• THE TASK
Retype the whole listing, please, keeping every line exact and dropping the pictures.

• INFORMATION PROVIDED

-.-.-

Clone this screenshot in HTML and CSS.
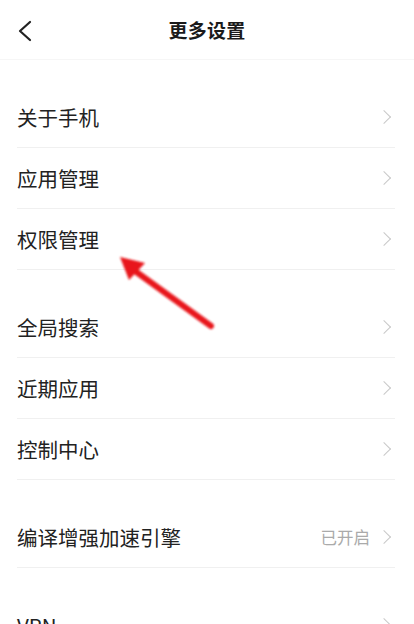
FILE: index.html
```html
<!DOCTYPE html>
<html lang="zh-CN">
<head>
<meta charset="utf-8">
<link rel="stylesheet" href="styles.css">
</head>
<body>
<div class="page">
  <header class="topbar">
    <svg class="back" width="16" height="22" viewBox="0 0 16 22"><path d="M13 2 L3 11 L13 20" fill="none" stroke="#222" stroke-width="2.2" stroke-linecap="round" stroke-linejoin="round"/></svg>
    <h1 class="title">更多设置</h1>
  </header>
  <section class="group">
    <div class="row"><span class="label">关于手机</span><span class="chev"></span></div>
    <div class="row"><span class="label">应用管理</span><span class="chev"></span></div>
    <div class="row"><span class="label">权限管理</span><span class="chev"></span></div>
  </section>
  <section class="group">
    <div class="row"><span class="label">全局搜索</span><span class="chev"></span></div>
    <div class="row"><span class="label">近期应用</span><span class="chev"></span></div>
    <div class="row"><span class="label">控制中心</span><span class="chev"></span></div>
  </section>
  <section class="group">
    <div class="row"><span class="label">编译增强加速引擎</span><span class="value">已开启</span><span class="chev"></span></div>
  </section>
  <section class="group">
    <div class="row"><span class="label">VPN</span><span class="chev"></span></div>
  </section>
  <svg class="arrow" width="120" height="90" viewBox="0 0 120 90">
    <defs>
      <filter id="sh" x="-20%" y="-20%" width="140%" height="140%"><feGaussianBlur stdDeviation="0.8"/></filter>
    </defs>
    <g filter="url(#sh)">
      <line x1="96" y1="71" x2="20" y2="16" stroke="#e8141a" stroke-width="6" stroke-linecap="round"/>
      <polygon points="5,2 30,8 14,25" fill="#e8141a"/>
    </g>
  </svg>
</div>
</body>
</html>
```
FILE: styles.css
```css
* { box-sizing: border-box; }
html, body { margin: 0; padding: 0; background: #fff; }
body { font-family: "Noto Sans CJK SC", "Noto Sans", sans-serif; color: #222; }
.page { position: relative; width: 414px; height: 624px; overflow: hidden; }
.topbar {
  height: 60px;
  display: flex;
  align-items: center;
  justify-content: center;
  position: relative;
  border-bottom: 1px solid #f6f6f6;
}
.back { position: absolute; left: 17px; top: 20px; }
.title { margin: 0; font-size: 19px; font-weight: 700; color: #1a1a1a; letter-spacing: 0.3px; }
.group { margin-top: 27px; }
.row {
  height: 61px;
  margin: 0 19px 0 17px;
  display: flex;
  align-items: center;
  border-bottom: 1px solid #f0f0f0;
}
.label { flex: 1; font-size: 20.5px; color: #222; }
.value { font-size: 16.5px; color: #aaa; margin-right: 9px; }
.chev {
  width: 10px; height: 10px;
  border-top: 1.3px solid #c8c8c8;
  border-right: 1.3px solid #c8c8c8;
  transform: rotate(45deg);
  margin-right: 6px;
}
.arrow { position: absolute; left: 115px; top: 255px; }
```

-.-.-

• RESULT OF THIS TASK
Clone this screenshot in HTML and CSS.
FILE: index.html
```html
<!DOCTYPE html>
<html lang="zh-CN">
<head>
<meta charset="utf-8">
<link rel="stylesheet" href="styles.css">
</head>
<body>
<div class="page">
  <header class="topbar">
    <svg class="back" width="16" height="22" viewBox="0 0 16 22"><path d="M13 2 L3 11 L13 20" fill="none" stroke="#222" stroke-width="2.2" stroke-linecap="round" stroke-linejoin="round"/></svg>
    <h1 class="title">更多设置</h1>
  </header>
  <section class="group">
    <div class="row"><span class="label">关于手机</span><span class="chev"></span></div>
    <div class="row"><span class="label">应用管理</span><span class="chev"></span></div>
    <div class="row"><span class="label">权限管理</span><span class="chev"></span></div>
  </section>
  <section class="group">
    <div class="row"><span class="label">全局搜索</span><span class="chev"></span></div>
    <div class="row"><span class="label">近期应用</span><span class="chev"></span></div>
    <div class="row"><span class="label">控制中心</span><span class="chev"></span></div>
  </section>
  <section class="group">
    <div class="row"><span class="label">编译增强加速引擎</span><span class="value">已开启</span><span class="chev"></span></div>
  </section>
  <section class="group">
    <div class="row"><span class="label">VPN</span><span class="chev"></span></div>
  </section>
  <svg class="arrow" width="120" height="90" viewBox="0 0 120 90">
    <defs>
      <filter id="sh" x="-20%" y="-20%" width="140%" height="140%"><feGaussianBlur stdDeviation="0.8"/></filter>
    </defs>
    <g filter="url(#sh)">
      <line x1="96" y1="71" x2="20" y2="16" stroke="#e8141a" stroke-width="6" stroke-linecap="round"/>
      <polygon points="5,2 30,8 14,25" fill="#e8141a"/>
    </g>
  </svg>
</div>
</body>
</html>
```
FILE: styles.css
```css
* { box-sizing: border-box; }
html, body { margin: 0; padding: 0; background: #fff; }
body { font-family: "Noto Sans CJK SC", "Noto Sans", sans-serif; color: #222; }
.page { position: relative; width: 414px; height: 624px; overflow: hidden; }
.topbar {
  height: 60px;
  display: flex;
  align-items: center;
  justify-content: center;
  position: relative;
  border-bottom: 1px solid #f6f6f6;
}
.back { position: absolute; left: 17px; top: 20px; }
.title { margin: 0; font-size: 19px; font-weight: 700; color: #1a1a1a; letter-spacing: 0.3px; }
.group { margin-top: 27px; }
.row {
  height: 61px;
  margin: 0 19px 0 17px;
  display: flex;
  align-items: center;
  border-bottom: 1px solid #f0f0f0;
}
.label { flex: 1; font-size: 20.5px; color: #222; }
.value { font-size: 16.5px; color: #aaa; margin-right: 9px; }
.chev {
  width: 10px; height: 10px;
  border-top: 1.3px solid #c8c8c8;
  border-right: 1.3px solid #c8c8c8;
  transform: rotate(45deg);
  margin-right: 6px;
}
.arrow { position: absolute; left: 115px; top: 255px; }
```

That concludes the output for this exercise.